Gender and labor rights activists yesterday demonstrated outside Mackay Memorial Hospital in Taipei against the sacking of a transvestite employee who preferred to dress in women’s clothing and use the ladies’ room at work, although he is biologically male.
“I am here to get back my right to work,” Chou Yi-jen (周逸人), surrounded by rights activists, told media during the protest.
“I just feel more comfortable dressing in female clothing and going to the ladies’ room. All of this does not interfere with my work performance and I never bother anybody,” he said. “In fact, before I was fired [last month], I received top grades in my work performance evaluation for the past five years I worked at the hospital.”
PHOTO: WANG YI-SUNG, TAIPEI TIMES
At first, Chou said he wore male clothes, but that made him so uncomfortable he had to see a psychiatrist, who suggested he should act according to his nature. As a result, Chou decided to dress as a woman.

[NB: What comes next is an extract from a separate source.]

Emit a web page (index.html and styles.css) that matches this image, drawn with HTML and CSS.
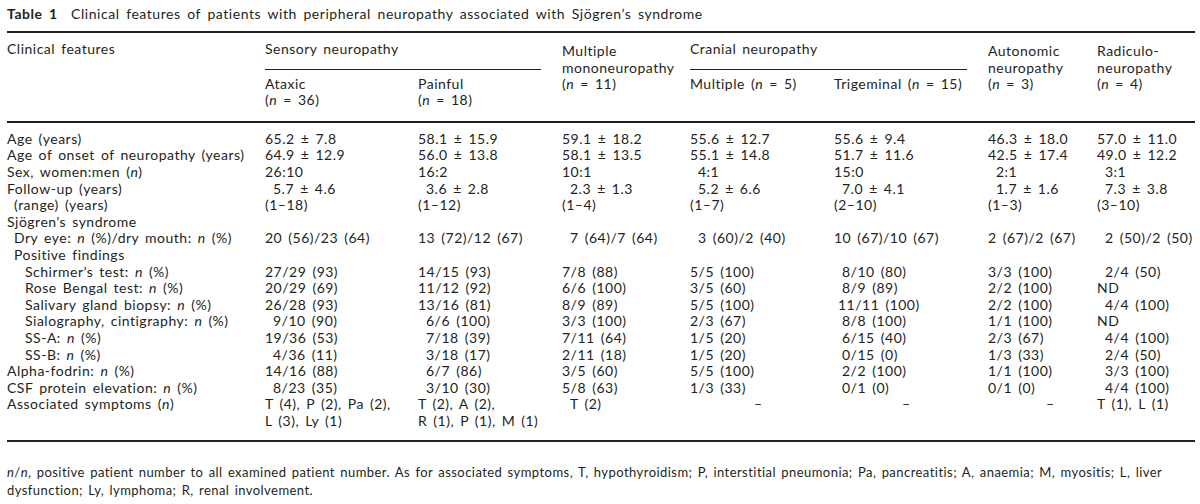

That was about nine months ago.
Since then, Chou had been threatened on several occasions and openly discriminated against by his supervisor.
“My supervisor asked me to get his permission every time I wanted to leave my seat, including when I needed to use the toilet or just to get water from the water fountain,” Chou said.
“This rule only applied to me,” he said.
Before he was fired, Chou worked in the hospital’s information and technology department.
On one occasion, all the employees were given a lunch box during a lunch meeting, Chou said.
“I was the only one who didn’t get a lunch box,” he said.
When Chou asked the colleague who was in charge of ordering lunch why he didn’t get a lunch box, “the colleague said the supervisor told her to pretend that I didn’t exist,” Chou said.
“I’m surprised that there are still employers who think the clothes an employee wears or which restroom he or she goes to is more important than his or her abilities,” said Josephine Ho (何春蕤), chair of National Central University’s Center for Gender/Sexuality Studies.
“The hospital said Chou was fired because of poor work performance, but he always received top grades in his work evaluations over the past five years,” she said.
Gender/Sexuality Rights Association Taiwan secretary-general Wang Ping (王蘋) said that by -treating Chou differently, such as asking him to get permission before leaving his desk, the hospital was in violation of the Gender Equality Employment Act (性別平等工作法), which prohibits such acts by employers based on an employee’s gender or gender identity.
Chou said he was preparing to file a lawsuit against the hospital.